Intersections (INTX) is a company that is best known in the consumer market for identity theft protection called Identity Guard.  However, their bread and butter business is not selling this product direct to consumers, but as an add-on product through other marketing channels, mostly financial institutions (i.e. Bank of America, Capital One, Chase).  The economics work out for Intersections much better as an add-on product because customer acquisition costs in the direct market are so high that is makes it tough to price the product for profitability.

However, in recent years, a variety of federal agencies have not taken to kindly to these add-on products.  I won’t discuss the particulars of these actions, but suffice it to say the financial institution marketing channel is dead.  There is no new marketing to financial institutional customers, but there is a portfolio of consumers that are in run-off mode.  These customers provide a steady stream of cash flow for Intersections.

Last year, Intersections might have been able to effectively shut down the ongoing business and run it off in a way that would have created the most value for shareholders.  Instead, they choose to do two things.  First, go full speed ahead into the direct to consumer market, which has historically not been their bread and butter.  This has dramatically increased customer acquisition costs and these customers, for whatever reasons, are more prone to churn, thus limiting the profitability of new customers.  In other words, the customers are canceling before Intersections can profit from the marketing spent on acquiring them.
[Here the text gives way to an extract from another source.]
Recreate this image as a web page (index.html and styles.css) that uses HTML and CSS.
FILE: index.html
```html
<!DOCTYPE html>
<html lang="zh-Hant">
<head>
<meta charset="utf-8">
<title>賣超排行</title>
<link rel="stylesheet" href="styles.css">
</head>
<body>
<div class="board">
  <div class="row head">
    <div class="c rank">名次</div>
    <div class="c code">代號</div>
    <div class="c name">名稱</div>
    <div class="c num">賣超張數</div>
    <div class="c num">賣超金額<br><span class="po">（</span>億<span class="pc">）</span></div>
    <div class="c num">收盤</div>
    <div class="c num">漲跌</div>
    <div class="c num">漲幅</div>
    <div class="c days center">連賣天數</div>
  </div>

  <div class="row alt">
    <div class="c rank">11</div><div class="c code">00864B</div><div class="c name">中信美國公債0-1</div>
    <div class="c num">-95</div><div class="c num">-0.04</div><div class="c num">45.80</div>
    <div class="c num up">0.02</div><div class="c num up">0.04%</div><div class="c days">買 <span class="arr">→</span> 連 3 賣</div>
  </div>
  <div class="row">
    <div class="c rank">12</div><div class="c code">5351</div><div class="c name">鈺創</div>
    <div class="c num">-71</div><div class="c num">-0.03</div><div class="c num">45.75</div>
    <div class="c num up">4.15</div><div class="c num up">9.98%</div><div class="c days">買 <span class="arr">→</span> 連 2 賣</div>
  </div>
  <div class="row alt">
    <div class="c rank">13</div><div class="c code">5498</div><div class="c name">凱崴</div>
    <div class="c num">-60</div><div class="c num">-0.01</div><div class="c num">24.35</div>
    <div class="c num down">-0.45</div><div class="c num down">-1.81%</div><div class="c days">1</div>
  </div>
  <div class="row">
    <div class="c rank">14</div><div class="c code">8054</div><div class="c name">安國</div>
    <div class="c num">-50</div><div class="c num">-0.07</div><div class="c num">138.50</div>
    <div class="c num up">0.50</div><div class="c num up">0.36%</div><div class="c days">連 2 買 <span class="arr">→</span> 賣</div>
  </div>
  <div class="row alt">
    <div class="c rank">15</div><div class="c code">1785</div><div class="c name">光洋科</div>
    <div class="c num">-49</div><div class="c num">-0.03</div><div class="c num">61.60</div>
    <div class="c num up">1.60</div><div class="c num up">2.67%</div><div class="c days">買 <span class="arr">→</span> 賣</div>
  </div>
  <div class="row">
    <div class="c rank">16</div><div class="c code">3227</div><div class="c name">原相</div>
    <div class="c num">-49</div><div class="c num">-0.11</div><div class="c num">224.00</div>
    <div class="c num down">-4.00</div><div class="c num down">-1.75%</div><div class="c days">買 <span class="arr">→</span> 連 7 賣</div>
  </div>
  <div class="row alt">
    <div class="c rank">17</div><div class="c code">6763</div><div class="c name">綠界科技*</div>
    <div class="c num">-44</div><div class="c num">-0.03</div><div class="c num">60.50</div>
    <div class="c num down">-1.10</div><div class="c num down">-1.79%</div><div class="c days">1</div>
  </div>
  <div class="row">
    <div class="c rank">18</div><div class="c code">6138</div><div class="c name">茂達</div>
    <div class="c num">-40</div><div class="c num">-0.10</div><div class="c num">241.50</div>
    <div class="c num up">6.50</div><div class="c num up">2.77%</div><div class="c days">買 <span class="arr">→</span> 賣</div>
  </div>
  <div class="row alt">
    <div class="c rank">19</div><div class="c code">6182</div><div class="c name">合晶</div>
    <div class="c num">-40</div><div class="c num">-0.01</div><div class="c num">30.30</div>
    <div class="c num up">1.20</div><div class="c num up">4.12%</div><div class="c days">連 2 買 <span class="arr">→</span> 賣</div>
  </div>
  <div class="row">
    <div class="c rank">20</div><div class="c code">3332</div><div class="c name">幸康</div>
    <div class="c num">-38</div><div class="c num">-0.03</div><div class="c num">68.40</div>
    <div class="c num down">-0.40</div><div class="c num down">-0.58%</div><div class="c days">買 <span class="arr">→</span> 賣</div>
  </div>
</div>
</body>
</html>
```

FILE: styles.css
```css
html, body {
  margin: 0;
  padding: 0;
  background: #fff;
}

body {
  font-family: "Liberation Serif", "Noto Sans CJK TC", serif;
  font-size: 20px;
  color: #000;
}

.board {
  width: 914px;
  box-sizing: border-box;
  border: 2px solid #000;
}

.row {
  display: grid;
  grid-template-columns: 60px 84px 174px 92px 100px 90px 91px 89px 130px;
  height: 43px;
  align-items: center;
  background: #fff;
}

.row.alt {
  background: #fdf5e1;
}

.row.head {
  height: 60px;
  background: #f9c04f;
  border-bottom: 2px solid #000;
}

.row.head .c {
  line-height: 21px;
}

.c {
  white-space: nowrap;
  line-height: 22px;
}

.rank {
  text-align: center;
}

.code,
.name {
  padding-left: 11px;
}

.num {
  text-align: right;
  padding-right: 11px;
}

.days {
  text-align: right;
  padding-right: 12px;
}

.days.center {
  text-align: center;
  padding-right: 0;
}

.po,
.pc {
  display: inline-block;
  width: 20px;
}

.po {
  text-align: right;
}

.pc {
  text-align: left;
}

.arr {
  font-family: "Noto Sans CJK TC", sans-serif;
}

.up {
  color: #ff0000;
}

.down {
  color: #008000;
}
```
Second, and this is the most interesting and key aspect of this post (talk about burying the lead): Intersections embarked on an entirely new product line, and by new product, I mean: electronic dog collars.  To say this is grossly outside their area of expertise would be somewhat of an understatement. Over the past 1.5 years, Intersections has spent approximately $11m internally developing this product that has yet to launch.  $11m is not small amount for a company that is currently worth only approximately $80m  Additionally, the manufacturing of this product is not even included in those numbers, so I would anticipate the costs to continue to increase.  Voyce, the name of the dog collar, could be a multi-billion dollar product, who knows.

My key takeaway is that reinvestment of future cash flow is at management’s discretion.  They will not always do what is rational from a shareholder standpoint.